* _Direction_:
Reproduce the listing below exactly, beginning with its first line and ending with the line that holds "import React from 'react';"; pictures are not part of the copy.

(Records with interface code)
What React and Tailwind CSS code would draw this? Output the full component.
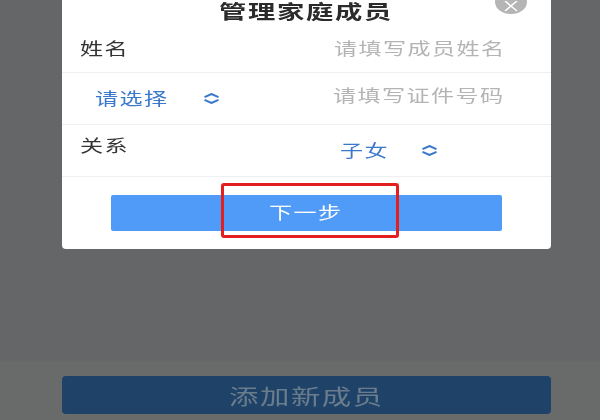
import React from 'react';

// the source shot is stretched sideways, so the glyphs get stretched too
function Wide({ children, className = '' }) {
  return (
    <span className={`inline-block origin-left scale-x-[1.4] whitespace-nowrap leading-none ${className}`}>
      {children}
    </span>
  );
}

function UpDown({ className = '' }) {
  return (
    <svg className={className} width="17" height="11" viewBox="0 0 17 11" fill="none" stroke="#3a78cc" strokeWidth="2">
      <path d="M1.5 4.2 8.5 1 15.5 4.2" />
      <path d="M1.5 6.8 8.5 10 15.5 6.8" />
    </svg>
  );
}

export default function App() {
  return (
    <div className="w-[600px] h-[420px] overflow-hidden bg-[#656667] flex flex-col blur-[0.3px] font-['Noto_Sans_CJK_SC','Noto_Sans',sans-serif]">
      <div className="relative mx-[62px] w-[489px] h-[249px] shrink-0 bg-white rounded-b-[4px]">
        <div className="h-[21px] pl-[157px]">
          <Wide className="text-[19.5px] font-semibold tracking-[1.2px] text-[#2b2b2b]">管理家庭成员</Wide>
        </div>
        <div className="absolute left-[433px] top-[-10px] w-[32px] h-[24px] rounded-[50%] bg-[#b5b5b5] flex items-end justify-center pb-[2px]">
          <svg width="16" height="11" viewBox="0 0 16 11" stroke="#fff" strokeWidth="1.6" fill="none">
            <path d="M2 0 14 10M14 0 2 10" />
          </svg>
        </div>

        <div className="h-[52px] border-b border-[#f0f0f0] flex items-center pl-[18px] pt-[3px]">
          <Wide className="w-[254px] text-[16.5px] tracking-[1px] text-[#333]">姓名</Wide>
          <Wide className="text-[16.5px] tracking-[1px] text-[#b4b4b4]">请填写成员姓名</Wide>
        </div>

        <div className="h-[52px] border-b border-[#f0f0f0] flex items-center pl-[33px]">
          <Wide className="w-[108px] text-[16.5px] tracking-[1px] text-[#3a78cc]">请选择</Wide>
          <UpDown />
          <Wide className="ml-[113px] -mt-[6px] text-[16.5px] tracking-[1px] text-[#b4b4b4]">请填写证件号码</Wide>
        </div>

        <div className="h-[52px] border-b border-[#f0f0f0] flex items-center pl-[18px]">
          <Wide className="w-[260px] -mt-[10px] text-[16.5px] tracking-[1px] text-[#333]">关系</Wide>
          <Wide className="w-[81px] -mt-[1px] text-[16.5px] tracking-[1px] text-[#3a78cc]">子女</Wide>
          <UpDown className="-mt-[1px]" />
        </div>

        <div className="relative mt-[18px] mx-[49px] h-[36px] rounded-[2px] bg-[#4f9bf7] flex items-center pl-[158px]">
          <Wide className="-mt-[1px] text-[16.5px] tracking-[1px] text-white">下一步</Wide>
          <div className="absolute left-[110px] top-[-12px] w-[178px] h-[55px] border-[3px] border-[#e3201f] rounded-[3px]" />
        </div>
      </div>

      <div className="mt-[111px] flex-1 bg-[#696a6a] pt-[15px] border-t border-[#666767]">
        <div className="mx-[62px] w-[489px] h-[38px] rounded-[4px] bg-[#1f4368] flex items-center pl-[167px]">
          <Wide className="text-[21px] tracking-[1.1px] text-[#6b7c8d]">添加新成员</Wide>
        </div>
      </div>
    </div>
  );
}
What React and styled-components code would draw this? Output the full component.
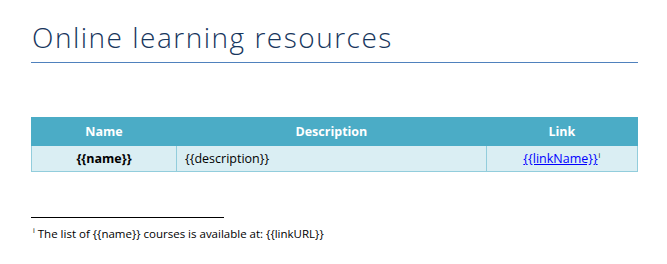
import React from "react";
import styled, { createGlobalStyle } from "styled-components";

const Global = createGlobalStyle`
  html, body { margin: 0; padding: 0; background: #fff; }
  body { font-family: "Open Sans", "Lato", sans-serif; }
`;

const Page = styled.div`
  width: 667px;
  height: 264px;
  box-sizing: border-box;
  padding: 19px 29px 0 31px;
  overflow: hidden;
`;

const Title = styled.h1`
  margin: 0;
  padding: 0 0 0 1px;
  font-family: "Open Sans", sans-serif;
  font-weight: 300;
  font-size: 28px;
  letter-spacing: 1.5px;
  line-height: 36px;
  color: #17365d;
  border-bottom: 1px solid #4f81bd;
  height: 44px;
  box-sizing: border-box;
`;

const Table = styled.table`
  margin-top: 54px;
  width: 607px;
  border-collapse: collapse;
  font-family: "Open Sans", sans-serif;
  font-size: 12.5px;
`;

const Th = styled.th`
  background: #4bacc6;
  color: #fff;
  font-weight: 700;
  height: 27px;
  padding: 0;
  text-align: center;
  border: 1px solid #4bacc6;
  width: ${(p) => p.$w};
`;

const Td = styled.td`
  background: #daeef3;
  color: #000;
  height: 25px;
  padding: 0 ${(p) => (p.$align === "left" ? "8px" : "0")};
  text-align: ${(p) => p.$align || "center"};
  font-weight: ${(p) => (p.$bold ? 700 : 400)};
  border: 1px solid #92cddc;
`;

const Link = styled.a`
  color: #0000ff;
  text-decoration: underline;
`;

const Sup = styled.sup`
  font-size: 7px;
  vertical-align: 5px;
  line-height: 0;
  margin-left: 1px;
`;

const Footnotes = styled.div`
  margin-top: 45px;
  font-family: "Open Sans", sans-serif;
  font-size: 11.5px;
  color: #000;
`;

const Separator = styled.div`
  width: 193px;
  height: 1px;
  background: #000;
  margin-bottom: 8px;
`;

const Note = styled.p`
  margin: 0 0 0 1px;
  line-height: 15px;
`;

export default function App() {
  return (
    <>
      <Global />
      <Page>
        <Title>Online learning resources</Title>
        <Table>
          <thead>
            <tr>
              <Th $w="145px">Name</Th>
              <Th $w="311px">Description</Th>
              <Th $w="151px">Link</Th>
            </tr>
          </thead>
          <tbody>
            <tr>
              <Td $bold>{"{{name}}"}</Td>
              <Td $align="left">{"{{description}}"}</Td>
              <Td>
                <Link href="#">{"{{linkName}}"}</Link>
                <Sup>i</Sup>
              </Td>
            </tr>
          </tbody>
        </Table>
        <Footnotes>
          <Separator />
          <Note>
            <Sup>i</Sup> The list of {"{{name}}"} courses is available at: {"{{linkURL}}"}
          </Note>
        </Footnotes>
      </Page>
    </>
  );
}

* _Result of this exercise_:
What React and Tailwind CSS code would draw this? Output the full component.
import React from 'react';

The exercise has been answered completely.